Grayscale mode works on a similar principle. Social media platforms are designed in colour because colour triggers emotional responses and increases engagement. Switching your phone to grayscale (available in Accessibility settings on both iOS and Android) makes the visual environment less stimulating. Many people who try it report significantly reduced usage within a week.
2. Substitution, not elimination
Trying to simply stop a habitual behaviour is significantly harder than replacing it. The habit loop — cue, routine, reward — doesn’t disappear when you remove the routine; the cue still fires and you feel the pull. The most durable changes come from substituting a different routine that delivers a similar (but healthier) reward.
For scrolling habits, this means having something else to reach for. Not “nothing” — nothing is hard. A short read, a book, a newsletter you actually enjoy. The goal is not to become someone who doesn’t consume information. The goal is to consume information that leaves you better off than when you started.

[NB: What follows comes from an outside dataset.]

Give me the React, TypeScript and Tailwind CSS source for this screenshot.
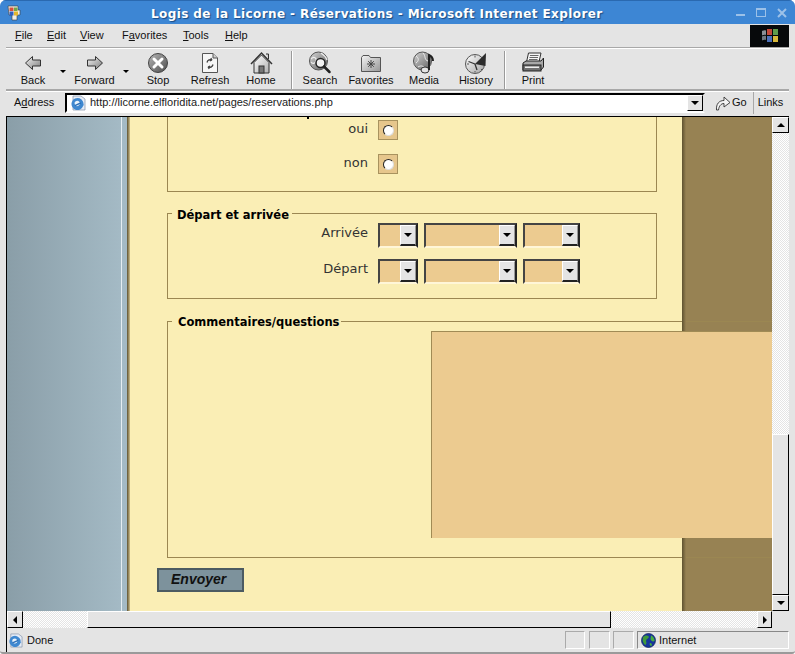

3. Scheduled consumption windows
Checking the news once a day, at a fixed time, is a practice that appeared across human history for most of the time that news has existed. The newspaper arrived once a day. You read it. You moved on. The 24-hour news cycle and the smartphone made perpetual consumption possible; it did not make it necessary.
Defining a window — say, 20 minutes at lunch, not in bed — constrains consumption without eliminating it. Crucially, it removes the ambient anxiety of needing to “keep up.” You will check at lunch. Until then, you’re not missing anything that can’t wait.
4. Phone out of the bedroom
The timing of phone use matters. Using your phone within an hour of sleep significantly worsens sleep quality, and worse sleep makes the prefrontal cortex — the seat of impulse control — less effective the following day. The cycle compounds: poor sleep makes it harder to resist scrolling; scrolling makes sleep worse.
Charging your phone in another room is the single highest-impact physical change most people can make. An analogue alarm clock costs less than £10 and removes the only legitimate reason most people give for having a phone by their bed.
5. Audit what you actually want to know
Most people have never explicitly decided what information they actually want in their lives. The default is everything, all the time, ranked by engagement. A more intentional approach is to ask: what five topics, if I understood them better, would most improve my decisions and my life?
For most people, this list is something like: their health, their finances, their field of work, what’s happening in the world, and how their own mind works. These are not obscure or niche — they are the foundational domains of a good life. But the typical information diet is radically misaligned with them, dominated by current events, celebrity news, and content optimised for engagement rather than understanding.
The deeper question
Doomscrolling is not really about phones. It’s about what we do with our attention, and whether we make that choice deliberately or by default.
Human attention is finite. It does not renew. Every minute spent watching content you didn’t choose, about things that don’t matter to you, is a minute that didn’t go toward the things that do. This isn’t a moral argument — it’s an accounting one.
The goal isn’t to stop consuming information. Information is valuable. The goal is an information diet that is as deliberate as a food diet — something you choose, in amounts you choose, because it makes you better, not because it’s there.